Monday, May 12, 2014

On Beloved TV Shows and Endings and Memory

A funny thing happened recently.  In the space of two weeks, I realized that my certainty about the final episodes of two well-known TV series was in error.

Robert and I were talking about finales.  I maintained that in “The Wonder Years,” Kevin’s voice-over (Daniel Stern’s, actually) let us know that after high school, he and Winnie Cooper never saw each other again.

In fact, Kevin relates that he and Winnie wrote each other a letter a week for the next eight years.  And that when Winnie returns from Paris, where she has been studying art, Kevin meets her at the airport with his wife and eight-month-old son.  (This is all from Wikipedia, by the way.  It kind of rang a bell when I read it.)

Similarly, I was positive that Ross and Rachel didn’t end up together in the final episode of “Friends.”  Absolutely positive.

All this has me thinking about memory, which is much on my mind anyway, as my 94-year-old mother is succumbing to dementia.  And about stories, and about endings.

As writers, we pay a lot of attention to endings.  Some of us even start there.  (I don’t, but some of us do.)  If we are serious about our work, we go to great pains to craft an ending that makes logical sense and offers a satisfying conclusion to the story line without veering into sentimentality or “over-neatness.”  At the same time, we try to end things.  No leaving it up to the readers’ imaginations, a non-solution that in all but the rarest of instances smacks of creative cowardice.

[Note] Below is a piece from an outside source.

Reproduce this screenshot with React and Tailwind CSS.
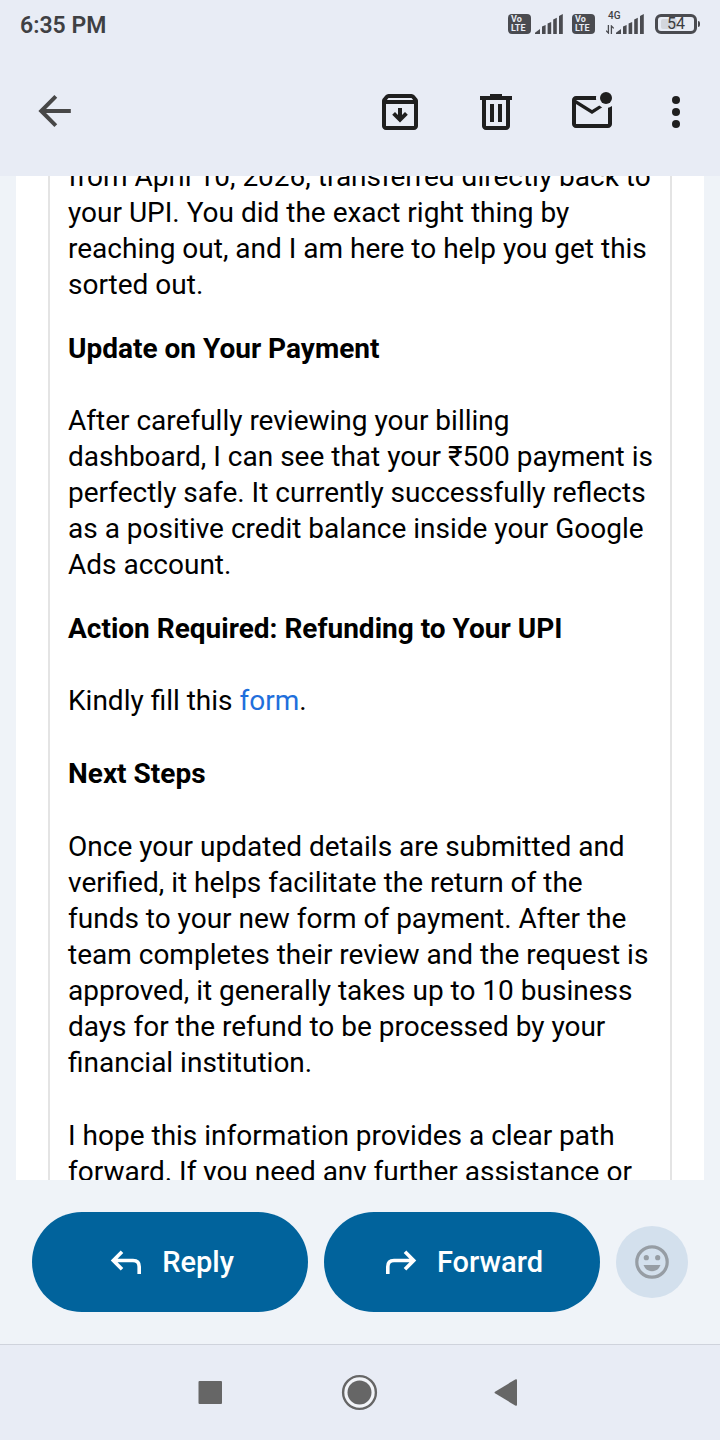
import React from 'react';

function VolteBadge() {
  return (
    <div className="flex h-5 w-[23px] flex-col justify-center rounded-[4px] bg-[#4a4b50] pl-[3px] text-[9px] leading-[9px] font-bold text-[#e8ecf5]">
      <span>Vo</span>
      <span>LTE</span>
    </div>
  );
}

function SignalBars() {
  return (
    <svg width="28" height="20" viewBox="0 0 28 20" fill="#4a4b50" aria-hidden="true">
      <path d="M0 20v-1.2L5 15v5z" />
      <path d="M7 20v-7.5l3.6-1.5v9z" />
      <path d="M12.6 20V9.5L16.2 8v12z" />
      <path d="M18.2 20V5.5l3.6-1.7V20z" />
      <path d="M24 20V2l3.8-2v20z" />
    </svg>
  );
}

function DataArrows() {
  return (
    <svg width="8" height="9" viewBox="0 0 8 9" fill="none" stroke="#4a4b50" strokeWidth="1.3" aria-hidden="true">
      <path d="M2.4 0v8L0 5.6M5.4 9V1l2.4 2.4" />
    </svg>
  );
}

function Battery() {
  return (
    <div className="flex items-center gap-px">
      <div className="relative flex h-5 w-[42px] items-center justify-center rounded-[6px] border-[3px] border-[#4a4b50]">
        <div className="absolute inset-y-[2px] left-[3px] w-4 rounded-[2px] bg-[#d3d6dd]" />
        <span className="relative text-base leading-4 text-[#3c3d41]">54</span>
      </div>
      <div className="h-[6px] w-[2px] rounded-r bg-[#4a4b50]" />
    </div>
  );
}

function StatusBar() {
  return (
    <div className="flex h-12 items-center justify-between px-5">
      <span className="pt-1 text-[23px] leading-7 font-semibold text-[#3f4043]">6:35 PM</span>
      <div className="flex items-center">
        <VolteBadge />
        <div className="ml-1">
          <SignalBars />
        </div>
        <div className="ml-[9px]">
          <VolteBadge />
        </div>
        <div className="relative ml-[11px] flex items-end gap-[2px]">
          <span className="absolute -top-[3px] left-[2px] text-[10px] leading-[10px] font-medium text-[#3f4043]">4G</span>
          <DataArrows />
          <SignalBars />
        </div>
        <div className="ml-[11px]">
          <Battery />
        </div>
      </div>
    </div>
  );
}

function IconButton({ label, children }) {
  return (
    <button aria-label={label} className="flex size-12 items-center justify-center">
      <svg viewBox="0 0 24 24" className="size-12" fill="currentColor">
        {children}
      </svg>
    </button>
  );
}

function Toolbar() {
  return (
    <div className="flex h-32 items-center justify-between pr-5 pl-[30px] text-[#1f1f1f]">
      <div className="text-[#474747]">
        <IconButton label="Back">
          <path d="M8.03 10.5 13.62 4.91 12.2 3.5 4.2 11.5l8 8 1.41-1.41L8.03 12.5H20.4v-2z" />
        </IconButton>
      </div>
      <div className="flex items-center">
        <div className="flex items-center gap-12">
          <IconButton label="Archive">
            <path d="M12 17.3 15.9 13.4 14.5 12 13 13.5V10h-2v3.5L9.5 12l-1.4 1.4z" />
            <path
              fillRule="evenodd"
              d="M5 21q-.83 0-1.41-.59T3 19V6.53q0-.35.11-.68t.34-.6L4.7 3.73q.27-.35.69-.54T6.25 3h11.5q.45 0 .86.19t.69.54l1.25 1.52q.22.27.34.6t.11.68V19q0 .83-.59 1.41T19 21zM5.4 6h13.2l-.85-1H6.25zM5 8v11h14V8z"
            />
          </IconButton>
          <IconButton label="Delete">
            <path
              fillRule="evenodd"
              d="M7 21q-.83 0-1.41-.59T5 19V6H4V4h5V3h6v1h5v2h-1v13q0 .83-.59 1.41T17 21zM17 6H7v13h10zM9 17h2V8H9zm4 0h2V8h-2z"
            />
          </IconButton>
          <IconButton label="Mark as unread">
            <path d="M4 20q-.83 0-1.41-.59T2 18V6q0-.83.59-1.41T4 4h10.1q-.1.5-.1 1t.1 1H4l8 5 3.65-2.28q.33.3.7.53.38.22.8.4L12 13 4 8v10h16V9.9q.57-.13 1.07-.35T22 9v9q0 .83-.59 1.41T20 20z" />
            <circle cx="19" cy="5" r="3" />
          </IconButton>
        </div>
        <div className="ml-9">
          <IconButton label="More options">
            <circle cx="12" cy="6" r="2" />
            <circle cx="12" cy="12" r="2" />
            <circle cx="12" cy="18" r="2" />
          </IconButton>
        </div>
      </div>
    </div>
  );
}

function Message() {
  return (
    <main className="min-h-0 flex-1 overflow-y-auto px-4 [scrollbar-width:none]">
      <div className="bg-white px-8">
        <article className="-mt-[17px] border-x-2 border-[#e4e4e4] pr-[14px] pl-[18px] text-[28px] leading-9 text-black">
          <p className="mb-7">
            from April 10, 2026, transferred directly back to your UPI. You did the exact right thing by
            reaching out, and I am here to help you get this sorted out.
          </p>
          <h2 className="mb-9 font-bold">Update on Your Payment</h2>
          <p className="mb-7">
            After carefully reviewing your billing
            <br />
            dashboard, I can see that your ₹500 payment is perfectly safe. It currently successfully
            reflects as a positive credit balance inside your Google Ads account.
          </p>
          <h2 className="mb-9 font-bold">Action Required: Refunding to Your UPI</h2>
          <p className="mb-[37px]">
            Kindly fill this <a href="#form" className="text-[#1f6fdc]">form</a>.
          </p>
          <h2 className="mb-[37px] font-bold">Next Steps</h2>
          <p className="mb-[37px]">
            Once your updated details are submitted and verified, it helps facilitate the return of
            the funds to your new form of payment. After the team completes their review and the
            request is approved, it generally takes up to 10 business days for the refund to be
            processed by your financial institution.
          </p>
          <p>
            I hope this information provides a clear path forward. If you need any further
            assistance or
          </p>
        </article>
      </div>
    </main>
  );
}

function PillButton({ label, children }) {
  return (
    <button className="flex h-[100px] flex-1 items-center justify-center gap-4 rounded-full bg-[#01639c] text-[29px] leading-9 font-medium text-white">
      <svg viewBox="0 0 40 40" className="size-10" fill="none" stroke="currentColor" strokeWidth="3.6" aria-hidden="true">
        {children}
      </svg>
      {label}
    </button>
  );
}

function ReplyBar() {
  return (
    <div className="flex items-center gap-4 p-8">
      <PillButton label="Reply">
        <path d="M16 9.7 7.3 18.5 16 27.3M7.5 18.5H27q6.2 0 6.2 6.2V32" />
      </PillButton>
      <PillButton label="Forward">
        <path d="M24 9.7 32.7 18.5 24 27.3M32.5 18.5H13q-6.2 0-6.2 6.2V32" />
      </PillButton>
      <button aria-label="Add reaction" className="flex size-[72px] items-center justify-center rounded-full bg-[#d3e0ed] text-[#969da4]">
        <svg viewBox="0 0 40 40" className="size-10" fill="currentColor">
          <circle cx="20" cy="20" r="15.2" fill="none" stroke="currentColor" strokeWidth="3.2" />
          <circle cx="14.3" cy="15.7" r="2.6" />
          <circle cx="25.7" cy="15.7" r="2.6" />
          <path d="M11.5 23h17q-2.4 6.2-8.5 6.2T11.5 23z" />
        </svg>
      </button>
    </div>
  );
}

function NavBar() {
  return (
    <nav className="flex h-24 items-center justify-center gap-[102px] border-t border-[#cfd3dc] bg-[#e8ecf5] text-[#666666]">
      <button aria-label="Recent apps">
        <svg viewBox="0 0 48 48" className="size-12" fill="currentColor">
          <rect x="12.5" y="12" width="23.5" height="23" rx="1" />
        </svg>
      </button>
      <button aria-label="Home">
        <svg viewBox="0 0 48 48" className="size-12" fill="currentColor">
          <circle cx="23.5" cy="23.5" r="16.4" fill="#f2f4f8" stroke="currentColor" strokeWidth="2.4" />
          <circle cx="23.5" cy="23.5" r="12" />
        </svg>
      </button>
      <button aria-label="Back">
        <svg viewBox="0 0 48 48" className="size-12" fill="currentColor">
          <path d="M9 22.7Q8 23.5 9 24.3L29.2 36.5q1.8.8 1.8-.8V11.3q0-1.6-1.8-.8z" />
        </svg>
      </button>
    </nav>
  );
}

export default function App() {
  return (
    <div className="flex h-screen flex-col bg-[#eff3f8] font-['Roboto',sans-serif]">
      <header className="bg-[#e8ecf5]">
        <StatusBar />
        <Toolbar />
      </header>
      <Message />
      <ReplyBar />
      <NavBar />
    </div>
  );
}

I’m sure the writers of “The Wonder Years” and “Friends” spent a lot of time writing those endings.  But I made up my own anyway.

So what does this mean?  Are the endings over which writers pore unimportant?

Of course not.  Endings matter enormously.  But I look at my inclination to rewrite mentally the endings of beloved TV shows as indicative of 1) the fact that I tend toward the gloomy (notice that in both instances, I assumed the worst) and 2) the splendid “spells” the shows’ writers cast over the duration of both series’ runs.  Kevin and Winnie and Ross and Rachel lived in fully realized fictive worlds, so real to me that I felt I knew them as actual people.*  Re-imagining their stories’ conclusions speaks to the verisimilitude the writers created, itself the result of masterful writing (among other things).

(*Do other people talk about TV characters as though they are real people?  My best friend and I do it all the time.  Sometimes we will sheepishly acknowledge what we’re doing, just to reassure ourselves that we haven’t lost all touch with reality.  But then we keep on talking.)

My mother’s memory fades from week to week.  She no longer reliably remembers that she grew up in Cleveland, that she had a beloved brother who died young, that I was married to Brian, that I have a son and a daughter. 

When she was first diagnosed, I kept trying to remind her of things she forgot or swore she never knew at all.  Gradually, I have learned not to do this unless she asks me to. 

In forgetting almost everything, she is rewriting her own ending.

At this point, I think it is more painful for me than it is for her.

I think I need to stop forcing her to stick to the script.